Cold war is back: Steve Bannon helps revive US committee to target ‘aggressive totalitarian foe’ China
- Former White House strategist among founders of a new version of group whose past incarnations focused on the Soviet Union
- Members say China poses ‘existential and ideological threat to the United States and the idea of freedom’

A group of Washington policy advisers and former US government officials including Steve Bannon have revived a cold war-era advocacy organisation to take aim at China, which it called “an aggressive totalitarian foe”.
The Committee on the Present Danger: China, or CPDC, will be launched to facilitate “public education and advocacy against the full array of conventional and non-conventional dangers” posed by the ruling Chinese Communist Party, the group said in an announcement on Monday.

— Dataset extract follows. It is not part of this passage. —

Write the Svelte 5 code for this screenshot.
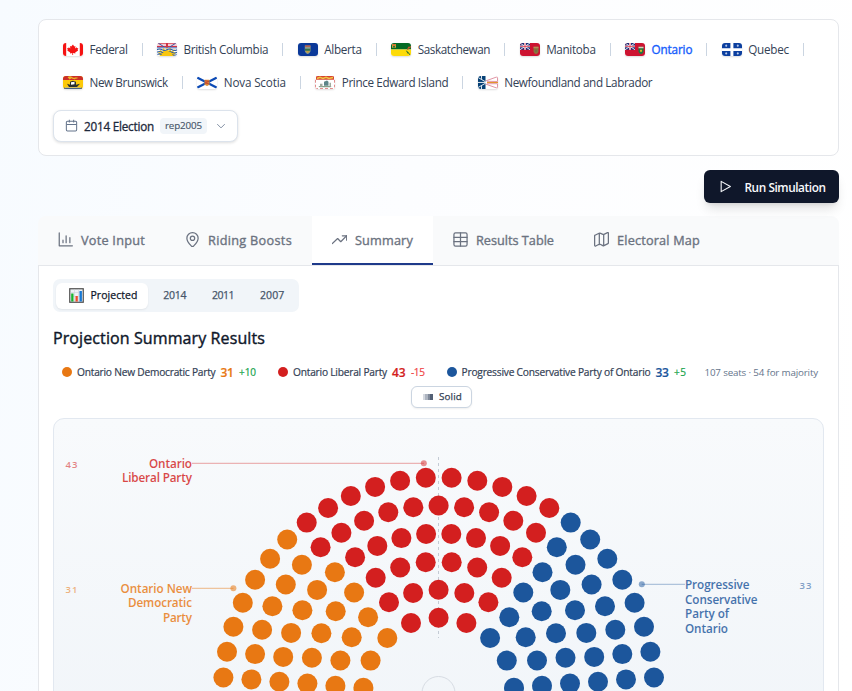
<script>
  // Spreads a label's letters so that it fills its column exactly.
  function fit(node, width) {
    const range = document.createRange();
    range.selectNodeContents(node);
    const natural = range.getBoundingClientRect().width;
    node.style.letterSpacing = `${(width - natural) / node.textContent.length}px`;
    node.style.width = `${width}px`;
  }

  const regions = [
    [
      { id: 'ca', name: 'Federal', w: 38 },
      { id: 'bc', name: 'British Columbia', w: 84.7 },
      { id: 'ab', name: 'Alberta', w: 37.5 },
      { id: 'sk', name: 'Saskatchewan', w: 72.5 },
      { id: 'mb', name: 'Manitoba', w: 49.5 },
      { id: 'on', name: 'Ontario', w: 40.7 },
      { id: 'qc', name: 'Quebec', w: 40.5 }
    ],
    [
      { id: 'nb', name: 'New Brunswick', w: 78.3 },
      { id: 'ns', name: 'Nova Scotia', w: 62 },
      { id: 'pe', name: 'Prince Edward Island', w: 106.5 },
      { id: 'nl', name: 'Newfoundland and Labrador', w: 148 }
    ]
  ];

  const tabs = [
    { id: 'vote', name: 'Vote Input', w: 64 },
    { id: 'boost', name: 'Riding Boosts', w: 84 },
    { id: 'summary', name: 'Summary', w: 58 },
    { id: 'table', name: 'Results Table', w: 78 },
    { id: 'map', name: 'Electoral Map', w: 83 }
  ];

  const parties = [
    { name: 'Ontario New Democratic Party', w: 138.5, seats: 31, sw: 13, delta: '+10', dw: 17, color: '#e87813' },
    { name: 'Ontario Liberal Party', w: 94, seats: 43, sw: 13.5, delta: '-15', dw: 13.5, color: '#d31f1f' },
    { name: 'Progressive Conservative Party of Ontario', w: 189, seats: 33, sw: 13, delta: '+5', dw: 12.5, color: '#1c569c' }
  ];

  // Left half of each arc from the axis outwards: [distance from the axis, y].
  const rows = [
    { mid: null, red: [6, 5], pts: [[12.8,477.8],[38.5,480.8],[63.5,486.9],[87.8,496],[110.5,508],[131.9,522.6],[151.4,539.5],[168.5,558.8],[183.5,579.8],[195.8,602.8],[205.2,626.8],[211.6,651.8],[215.2,677.5]] },
    { mid: 505.5, red: [5, 4], pts: [[25.3,507.2],[50.3,512.3],[74.5,520.8],[97.2,532.8],[118,547.3],[136.7,564.8],[152.8,584.5],[166.2,606.2],[176.5,629.7],[183.5,654.1],[187.2,679.4]] },
    { mid: null, red: [4, 4], pts: [[12.5,534],[37.2,538.1],[61.3,545.9],[83.5,557.2],[103.7,572.2],[121.5,589.9],[136.2,610.3],[147.5,632.9],[155.4,656.9],[159.2,681.7]] },
    { mid: null, red: [3, 3], pts: [[12.9,562.3],[38.4,567.5],[62.9,577.8],[84.5,592.5],[102.9,611.3],[117.2,633.2],[126.7,657.8],[131.2,683.6]] },
    { mid: 589.7, red: [2, 2], pts: [[25.5,593],[49.6,602.3],[70.5,617.3],[86.9,637.2],[98.2,660.5],[103.2,685.7]] },
    { mid: 617.8, red: [1, 1], pts: [[27.6,623],[51.3,638],[68,660.6],[75.2,687.8]] }
  ];
  const AXIS = 438.6;
  const RED = '#d31f1f', ORANGE = '#e87813', BLUE = '#1c569c';
  const seats = rows.flatMap((r) => [
    ...(r.mid ? [{ x: AXIS, y: r.mid, c: RED }] : []),
    ...r.pts.flatMap(([d, y], i) => [
      { x: AXIS - d, y, c: i < r.red[0] ? RED : ORANGE },
      { x: AXIS + d + 0.2, y, c: i < r.red[1] ? RED : BLUE }
    ])
  ]);

  const labels = [
    { c: RED, anchor: 'end', x: 192, y: 468, step: 14.3, lines: [['Ontario', 43], ['Liberal Party', 70]], num: 43, nx: 65.5, ny: 468 },
    { c: ORANGE, anchor: 'end', x: 192, y: 593, step: 14.4, lines: [['Ontario New', 71.5], ['Democratic', 64], ['Party', 29]], num: 31, nx: 65.5, ny: 593 },
    { c: BLUE, anchor: 'start', x: 685, y: 589, step: 14.6, lines: [['Progressive', 64.5], ['Conservative', 72.5], ['Party of', 44], ['Ontario', 43]], num: 33, nx: 799.5, ny: 589 }
  ];
</script>

{#snippet jack()}
  <path fill="#1b2f78" d="M0 0h10v7H0z" />
  <path d="M0 0l10 7M10 0L0 7" stroke="#e6e8f2" stroke-width="1" />
  <path d="M5 0v7M0 3.5h10" stroke="#fff" stroke-width="2" />
  <path d="M5 0v7M0 3.5h10" stroke="#d5213a" stroke-width=".8" />
{/snippet}

{#snippet flag(id)}
  <svg class="flag" viewBox="0 0 20 13.5" preserveAspectRatio="none" fill="none">
    {#if id === 'ca'}
      <path fill="#fff" d="M0 0h20v13.5H0z" />
      <path fill="#f51212" d="M0 0h3.2v13.5H0zM16.8 0H20v13.500h-3.200zM10 1.6l1.2 2 1.2-.5-.3 2.600 1.500-1.200.5 1 1.200-.2-.7 2 .6.500-3 2 .2 1-2.300-.3v2h-.8v-2l-2.300.3.2-1-3-2 .6-.5-.7-2 1.200.2.500-1 1.500 1.200-.3-2.600 1.200.5z" />
    {:else if id === 'bc'}
      <path fill="#fff" d="M0 0h20v13.5H0z" />
      <path fill="#cf3347" d="M0 .2h20v1.1H0zM0 2.8h20v1.3H0zM9 0h2v5H9z" />
      <path stroke="#3955a5" stroke-width="1" d="M1 0l6 4M19 0l-6 4M0 5h20" />
      <path fill="#fbc914" d="M3 13.5L1 9l3 1-2-4 4 3 0-4 3 3 1-4 1 4 3-3v4l4-3-2 4 3-1-2 4.5z" />
      <path stroke="#305fa8" stroke-width="1.2" d="M0 7q2.5-1.5 5 0t5 0 5 0 5 0M0 9.6q2.5-1.5 5 0t5 0 5 0 5 0M0 12q2.5-1.5 5 0t5 0 5 0 5 0" />
      <path fill="#f9c60d" d="M5 11q5-6 10 0l1 2.5H4z" />
    {:else if id === 'ab'}
      <path fill="#0b3999" d="M0 0h20v13.5H0z" />
      <path fill="#8b9a90" d="M6.8 2.5h5.8v5q0 3-2.9 3.8-2.900-.8-2.900-3.800z" />
      <path fill="#c4543c" d="M7 2.500h5.400v1.400H7z" />
      <path fill="#377344" d="M7 6h5.400v2H7z" /><path fill="#d1a12c" d="M7.400 8.500h4.600l-2.300 2z" />
    {:else if id === 'sk'}
      <path fill="#046a25" d="M0 0h20v6.8H0z" /><path fill="#fddb08" d="M0 6.8h20v6.7H0z" />
      <path fill="#d7a336" d="M1 1h4v4H1z" /><path fill="#cf5633" d="M1.5 1.3h3v1.2h-3z" /><path fill="#29773c" d="M2 3h2v1.8H2z" />
      <path stroke="#2f7333" d="M19.5 13l-3-4M17 11l-1.5-3" /><path stroke="#c8562b" stroke-width="1.2" d="M16.500 7l1.500-3M18.500 5.500L19.500 3.500" />
    {:else if id === 'mb' || id === 'on'}
      <path fill="#cd1331" d="M0 0h20v13.5H0z" />
      {@render jack()}
      <path fill={id === 'mb' ? '#8d713e' : '#1e793f'} d="M13.5 4h5v4.5q0 2.6-2.5 3.3-2.5-.7-2.5-3.3z" />
      <path fill={id === 'mb' ? '#bb8a58' : '#e3c9bd'} d="M13.5 4h5v1.500h-5z" />
      <path fill={id === 'mb' ? '#6f7143' : '#d6b526'} d="M15 7h2v2h-2z" />
    {:else if id === 'qc'}
      <path fill="#0c3f9f" d="M0 0h20v13.5H0z" />
      <path fill="#fff" d="M8.4 0h3v13.5h-3zM0 5.4h20v2.8H0z" />
      {#each [[4.2, 2.8], [15.8, 2.8], [4.2, 10.8], [15.8, 10.8]] as [x, y]}
        <path stroke="#d5e0f5" stroke-width=".8" d="M{x} {y - 1.3}v2.600M{x - 1} {y}h2" />
      {/each}
    {:else if id === 'nb'}
      <path fill="#fcc908" d="M0 0h20v13.5H0z" /><path fill="#cb2e29" d="M0 0h20v4.2H0z" />
      <path stroke="#edb425" stroke-width="1.3" d="M5 1.8q2-1.5 4 0t5.5 0M6 3l2-1M11 3l2-1" />
      <path fill="#2a3030" d="M4 8l3 1V6l3-1 3 1v3l4-1-3 3.300H6z" /><path fill="#fff" d="M8 6.500l3.500-.5v2.600l-3.500.6z" />
      <path fill="#25456f" d="M1 12.300h18v1.200H1z" /><path stroke="#eee" stroke-width=".5" d="M2 12.300h16" />
    {:else if id === 'ns'}
      <path fill="#fff" d="M0 0h20v13.5H0z" /><path stroke="#0c4ab5" stroke-width="2.4" d="M0 1.5l20 10.7M20 1.5L0 12.2" />
      <path fill="#d98c3a" d="M7.500 3.800h5v4.800q-2.500 3.400-5 0z" /><path stroke="#c7442e" stroke-width="1" d="M8 5l4 .6-4 1.600 4 1" />
    {:else if id === 'pe'}
      <path fill="#fff" d="M0 0h20v13.5H0z" /><path fill="#d7442f" d="M1 0h18v3.800H1z" />
      <path stroke="#f0c644" stroke-width="1.6" d="M2 2.600l3-1.300 3 1.300 3-1.300 3 1.300 4-1" />
      <path fill="#86a08a" d="M3.500 10.300h13l-1 1.500h-11z" /><path fill="#5d8588" d="M9 6l3-1.300 1.500 1.300v4H9z" /><path fill="#a2ab9f" d="M5 8h2.500v3H5zM14.500 7h1.500v4h-1.500z" />
      <path stroke="#e08a8a" stroke-dasharray="3 2" d="M0 13h20M.5 4v9M19.500 4v9" />
    {:else if id === 'nl'}
      <path fill="#fff" d="M0 0h20v13.5H0z" /><path fill="#074176" d="M0 0h7.500v13.500H0z" />
      <path stroke="#fff" stroke-width=".9" d="M0 6.700h8M3.500 0v3M3.500 10.500v3M0 1.500l7.500 4.500M0 12l7.500-4.500" />
      <path stroke="#d8778a" stroke-width=".8" d="M8 5L19.500.7v5L9 5.500M8 8.500l11.500 4.300V8L9 8" /><path stroke="#e2962c" stroke-width="1.1" d="M9 6.700h11" />
    {/if}
  </svg>
{/snippet}

{#snippet icon(id)}
  <svg class="tab-icon" viewBox="0 0 24 24">
    {#if id === 'vote'}
      <path d="M2 1.5V22h21M8 17v-4M13 17V6M19 17V9" />
    {:else if id === 'boost'}
      <path d="M21 10c0 6-5.400 10.400-7.700 12.800a1.800 1.800 0 0 1-2.600 0C8.400 20.400 3 16 3 10a9 9 0 0 1 18 0z" /><circle cx="12" cy="10" r="3.500" />
    {:else if id === 'summary'}
      <path d="M16.500 6h7v7" /><path d="M23.500 6l-9.500 9.500-5-5L.5 18.500" />
    {:else if id === 'table'}
      <rect x="1.500" y="1.500" width="21" height="21" rx="2.500" /><path d="M12 1.500v21M1.500 8.500h21M1.500 15.500h21" />
    {:else}
      <path d="M14.100 3.700a2 2 0 0 0 1.800 0l4.900-2.300A1.200 1.200 0 0 1 23 2.300v15.400a1 1 0 0 1-.6.9l-6.500 3.200a2 2 0 0 1-1.800 0l-4.200-2.100a2 2 0 0 0-1.800 0l-5.300 2.600A1.200 1.200 0 0 1 1 21.300V6a1 1 0 0 1 .6-.9l6.500-3.200a2 2 0 0 1 1.800 0zM15.500 4v18M8.500 2v18" />
    {/if}
  </svg>
{/snippet}

<main>
  <section class="card">
    {#each regions as row, ri}
      <nav>
        {#each row as r, i}
          <a class:active={r.id === 'on'} href="#{r.id}">{@render flag(r.id)}<span use:fit={r.w}>{r.name}</span></a>
          {#if ri === 0 || i < row.length - 1}<i class="sep"></i>{/if}
        {/each}
      </nav>
    {/each}
    <button class="election">
      <svg class="cal" viewBox="0 0 24 24"><rect x="2.500" y="4" width="19" height="18" rx="2" /><path d="M8 1.500v5M16 1.500v5M3 10h18" /></svg>
      <span class="year" use:fit={70}>2014 Election</span>
      <span class="tag"><span use:fit={37}>rep2005</span></span>
      <svg class="chev" viewBox="0 0 24 24"><path d="M3 7.500l9 9 9-9" /></svg>
    </button>
  </section>

  <div class="actions">
    <button class="run">
      <svg viewBox="0 0 24 24"><path d="M4 2.500v19L21 12z" /></svg>
      <span use:fit={81}>Run Simulation</span>
    </button>
  </div>

  <div class="tabs">
    {#each tabs as t}
      <button class:current={t.id === 'summary'}>{@render icon(t.id)}<span use:fit={t.w}>{t.name}</span></button>
    {/each}
  </div>

  <section class="panel">
    <div class="segments">
      <button class="on">
        <svg viewBox="0 0 15 15"><rect x=".75" y=".75" width="13.500" height="13.500" fill="#edf1f5" stroke="#4d4d4d" stroke-width="1.200" /><path d="M5.500 1.500v12M9.500 1.500v12M1.500 4.500h12M1.500 8.500h12" stroke="#cbd2d8" stroke-width=".6" /><path fill="#16b52c" d="M2.200 5.500h2.300v8H2.200z" /><path fill="#ed4b2b" d="M6.500 8h2.300v5.500H6.500z" /><path fill="#1677d3" d="M10.500 3h2.400v10.500h-2.400z" /></svg>
        <span use:fit={47}>Projected</span>
      </button>
      {#each [['2014', 23], ['2011', 22], ['2007', 24.5]] as [y, w]}
        <button><span use:fit={w}>{y}</span></button>
      {/each}
    </div>

    <h2><span use:fit={212}>Projection Summary Results</span></h2>

    <div class="legend">
      {#each parties as p}
        <div class="party">
          <i class="dot" style:background={p.color}></i>
          <span use:fit={p.w}>{p.name}</span>
          <b style:color={p.color} use:fit={p.sw}>{p.seats}</b>
          <em class:down={p.delta[0] === '-'} use:fit={p.dw}>{p.delta}</em>
        </div>
      {/each}
      <span class="total" use:fit={113.5}>107 seats · 54 for majority</span>
    </div>

    <button class="solid">
      <i class="bars"></i><span use:fit={23}>Solid</span>
    </button>

    <div class="chart">
      <svg viewBox="54 419 769 272" width="769" height="272">
        <path d="M438.500 457v181" stroke="#c4cbd5" stroke-dasharray="3 3" />
        <circle cx="438.500" cy="693" r="16.500" fill="none" stroke="#d7dce3" />
        {#each seats as s}<circle cx={s.x} cy={s.y} r="10" fill={s.c} />{/each}
        <path d="M192 463.300H424" stroke={RED} opacity=".4" />
        <path d="M192 588.300H233.500" stroke={ORANGE} opacity=".5" />
        <path d="M641.700 584.300H685" stroke={BLUE} opacity=".4" />
        <circle cx="423.800" cy="463.200" r="3" fill={RED} opacity=".5" />
        <circle cx="233.400" cy="588.300" r="3" fill={ORANGE} opacity=".55" />
        <circle cx="641.800" cy="584.200" r="3" fill={BLUE} opacity=".5" />
        {#each labels as l}
          <g fill={l.c}>
            {#each l.lines as [text, w], i}
              <text class="name" x={l.anchor === 'end' ? l.x - w : l.x} y={l.y + i * l.step} textLength={w}>{text}</text>
            {/each}
            <text class="num" x={l.nx} y={l.ny} textLength="12">{l.num}</text>
          </g>
        {/each}
      </svg>
    </div>
  </section>
</main>

<style>
  :global(body) { margin: 0; overflow: hidden; }
  main {
    box-sizing: border-box; width: 852px; height: 691px; overflow: hidden; padding: 19px 13px 0 38px;
    background: linear-gradient(100deg, #f7fbff 0%, #fcfdff 45%, #fff 100%);
    font-family: "Open Sans", "Noto Sans", sans-serif; color: #334155;
  }
  button { font: inherit; color: inherit; border: 0; background: none; padding: 0; margin: 0; display: flex; align-items: center; box-sizing: border-box; }
  span, b, em { white-space: nowrap; display: block; flex: none; }
  svg { display: block; flex: none; }
  .card { box-sizing: border-box; height: 137px; border: 1px solid #e5e7eb; border-radius: 8px; background: #fff; padding: 13px 14px; }
  nav { display: flex; align-items: center; height: 33px; padding-left: 10px; font-size: 11.700px; }
  nav a { display: flex; align-items: center; gap: 6.500px; color: #334155; text-decoration: none; }
  nav a span { margin-top: -2px; }
  nav a.active { color: #155dfc; -webkit-text-stroke: .35px; }
  .flag { width: 20px; height: 13px; border-radius: 3px; overflow: hidden; margin-top: -1px; box-shadow: 0 1px 2px #0002; }
  .sep { flex: none; width: 1px; height: 13px; background: #cbd5e1; margin: 0 14.300px 0 14.200px; }
  .election { width: 185px; height: 32px; margin-top: 11px; padding: 0 12px 0 11px; border: 1px solid #dce3ec; border-radius: 8px; background: #fff; box-shadow: 0 1px 3px #0002; }
  .cal { width: 13px; height: 13px; margin: -1px 6px 0 0; fill: none; stroke: #64748b; stroke-width: 1.900; }
  .year { font-size: 11.700px; -webkit-text-stroke: .3px; color: #1e293b; }
  .tag { width: 47px; box-sizing: border-box; padding: 0 5px; margin-left: 6px; height: 16px; line-height: 15px; border-radius: 4px; background: #f1f5f9; font-size: 9.800px; color: #475569; -webkit-text-stroke: .15px; }
  .chev { width: 10px; height: 10px; margin-left: 9px; fill: none; stroke: #7d8ba0; stroke-width: 2.300; }
  .actions { display: flex; justify-content: flex-end; margin-top: 14px; }
  .run { width: 135px; height: 33px; padding-left: 15px; gap: 12.500px; border-radius: 6px; background: #0f172a; color: #f8fafc; font-size: 11.800px; font-weight: 600; box-shadow: 0 8px 12px -3px #0002, 0 3px 5px -3px #0002; }
  .run svg { width: 13px; height: 13px; fill: none; stroke: #f8fafc; stroke-width: 2; stroke-linejoin: round; }
  .tabs { display: flex; height: 49px; margin-top: 13px; background: #f9fafb; border-radius: 8px 8px 0 0; }
  .tabs button { padding: 0 20px; gap: 8px; font-size: 12.700px; -webkit-text-stroke: .35px; color: #6b7280; border-bottom: 2px solid transparent; }
  .tabs button.current { background: #fff; border-color: #1e3a8a; }
  .tab-icon { width: 15px; height: 15px; fill: none; stroke: #6b7280; stroke-width: 2; stroke-linecap: round; stroke-linejoin: round; }
  .panel { box-sizing: border-box; height: 430px; border: 1px solid #e5e7eb; background: #fff; padding: 13px 14px 0; }
  .segments { display: flex; align-items: center; box-sizing: border-box; width: 246px; height: 33px; padding: 0 3px; border-radius: 7px; background: #f1f5f9; font-size: 10.500px; color: #475569; -webkit-text-stroke: .25px; }
  .segments button { height: 26px; padding: 0 0 2px 15.300px; margin-right: 10.500px; }
  .segments .on { width: 92px; gap: 6.500px; padding-left: 13px; margin-right: 0; border-radius: 6px; background: #fff; color: #0f172a; box-shadow: 0 1px 2px #0001; }
  .segments svg { width: 15px; height: 15px; fill: none; margin-top: 2px; }
  h2 { margin: 14px 0 0; height: 24px; line-height: 24px; font-size: 16px; font-weight: 400; -webkit-text-stroke: .4px; color: #0f172a; }
  .legend { display: flex; align-items: center; height: 18px; margin-top: 13px; padding-left: 9px; font-size: 10.200px; color: #334155; -webkit-text-stroke: .2px; }
  .party { display: flex; align-items: center; margin-right: 22px; }
  .dot { width: 10px; height: 10px; border-radius: 50%; margin-right: 5px; }
  .party b { margin-left: 5px; font-size: 12px; font-weight: 600; }
  .party em { margin-left: 5.500px; font-style: normal; font-size: 10px; color: #16a34a; }
  .party em.down { color: #ef4444; }
  .total { margin-left: -4px; color: #64748b; font-size: 9.800px; -webkit-text-stroke: 0; }
  .solid { width: 61px; height: 22px; margin: 5px auto 0 358px; padding: 0 0 1px 11px; gap: 6px; border: 1px solid #cbd5e1; border-radius: 6px; background: #fff; box-shadow: 0 1px 2px #0001; font-size: 9.800px; -webkit-text-stroke: .25px; }
  .bars { width: 10px; height: 6px; background: linear-gradient(90deg, #d5d9e0 0 25%, #adb4c0 25% 50%, #7f8999 50% 75%, #536075 75%); }
  .chart { box-sizing: border-box; width: 771px; height: 500px; margin-top: 10px; border: 1px solid #e2e8f0; border-radius: 11px; background: linear-gradient(#f8fafc, #f1f5f9 320px); }
  .name { font-size: 11.700px; font-weight: 600; opacity: .82; }
  .num { font-size: 9.500px; font-weight: 600; opacity: .55; }
</style>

The committee’s latest iteration underscores the growth of opposition to Beijing in Washington’s policymaking circles, which has helped to fuel a bilateral tariff war started by US President Donald Trump last year and a new law that will tighten oversight of Chinese investments in the United States.
The Committee on the Present Danger (CPD) was first established in the early 1950s as a bulwark against the influence of communism in the US. The group disbanded after some leading members were drafted into the administration of Dwight Eisenhower, but in 1976 was reformed by US foreign policy hawks to counter the Soviet Union during the cold war.